Quels sont les défis de l’heure de la SEPB ?

Le plus grand défi pour nous, c’est la mise en place du complexe industriel de Kodjari. Si réellement, on arrivait à le faire, le Burkina Faso gagnerait doublement avec une production de matières premières pour la fabrication d’engrais. Donc, on importera deux matières (potassium et l’urée) sur quatre. Cela constitue des économies en termes de sortie de devises si on arrive à opérationnaliser cette usine. Outre cela, on va augmenter la capacité de production de Burkina phosphates. Ce qui va le rendre encore plus disponible pour les producteurs. Ce projet s’inscrit dans une situation où la sécurité doit être rétablie pour permettre une mise en œuvre de ce projet très important

Est-ce que nos phosphates sont exportés ?

Nos archives ne révèlent pas une exportation du Burkina Phosphate. Cette année, nous avons reçu une commande venant du Togo. Au regard du contexte sécuritaire, de nos besoins en interne et de la vétusté de notre machine, il nous était impossible de répondre à cette demande. Actuellement, nous n’exportons pas nos phosphates. Notre objectif est de le transformer sur place. Cette année, même si on arrivait à tourner à temps plein, il nous serait difficile de satisfaire la demande. Les commandes au plan national sont estimées à plus de 10 milles tonnes. Malheureusement, avec la situation sécuritaire, nous n’avons pas pu honorer ces commandes. Actuellement, il nous faut renouveler la machine pour pouvoir répondre au besoin national.

Sur la place du marché, les engrais importés rivalisent avec ceux du Burkina Faso...
La qualité des engrais importés est souvent douteuse. Il n’y a pas une année qui passe sans que les producteurs ne parlent de la mauvaise qualité de certains engrais importés. Au niveau de la qualité physique, souvent insoluble et également au niveau de la qualité chimique parce que les teneurs en nutriments peuvent ne pas être respectés. Pour ce qui concernent les prix, ils sont très variables. Il y a des agro dealers qui vendent des engrais moins chers que ce que nous proposons. Mais la majorité vend bien plus cher que ce que nous proposons. L’engrais produit par la SEPB se caractérise par sa qualité.

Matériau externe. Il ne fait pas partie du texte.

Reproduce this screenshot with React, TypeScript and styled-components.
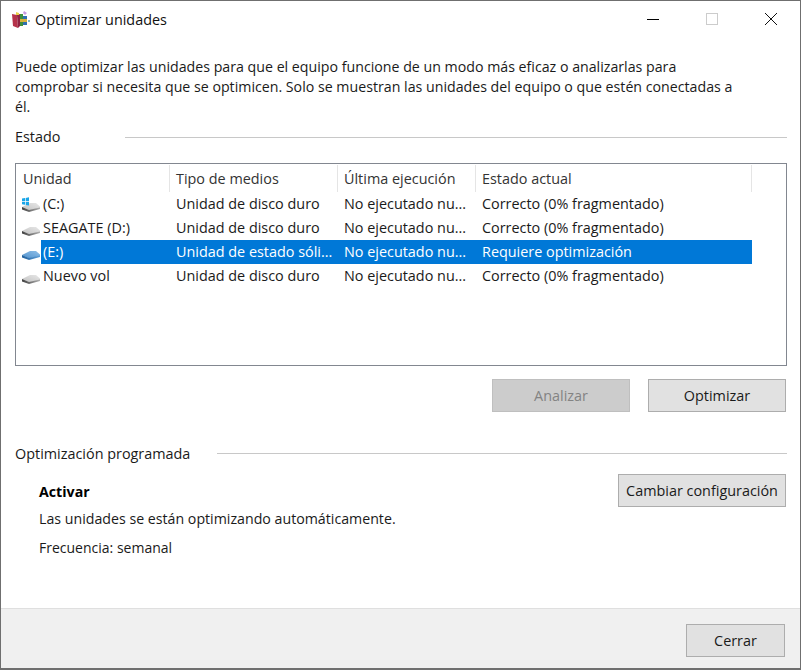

Le Centre international pour le développement des engrais (IFDC) a lancé un nouveau projet dénommé Sustain Africa Burkina Faso auquel vous êtes associé. Quel sera votre apport dans la mise en œuvre de ce projet ?

Le projet vise à faciliter la disponibilité de l’engrais aux petits producteurs. La SEPB a pour rôle de produire cet engrais. C’est la mission que le ministère nous a confié. Concrètement, les distributeurs agréés vont commercialiser l’engrais commandé auprès de la SEPB. Un producteur ne pourra payer qu’un certain nombre de sacs pour son utilisation. Les acteurs terrains (agents d’encadrement, les agrodealers) vont contribuer à identifier les petits producteurs afin que cet engrais ne tombe pas dans les mains des entrepreneurs agricoles qui exploitent de grosses superficies. Ce travail sera fait sur le terrain pour nous assurer que ce sont les petits producteurs qui achètent. La quantité à acheter par les petits producteurs sera limitée pour permettre de toucher 100 000 producteurs. Il y a un ratio établi pour que 20 000 tonnes puissent suffire 100 000 producteurs.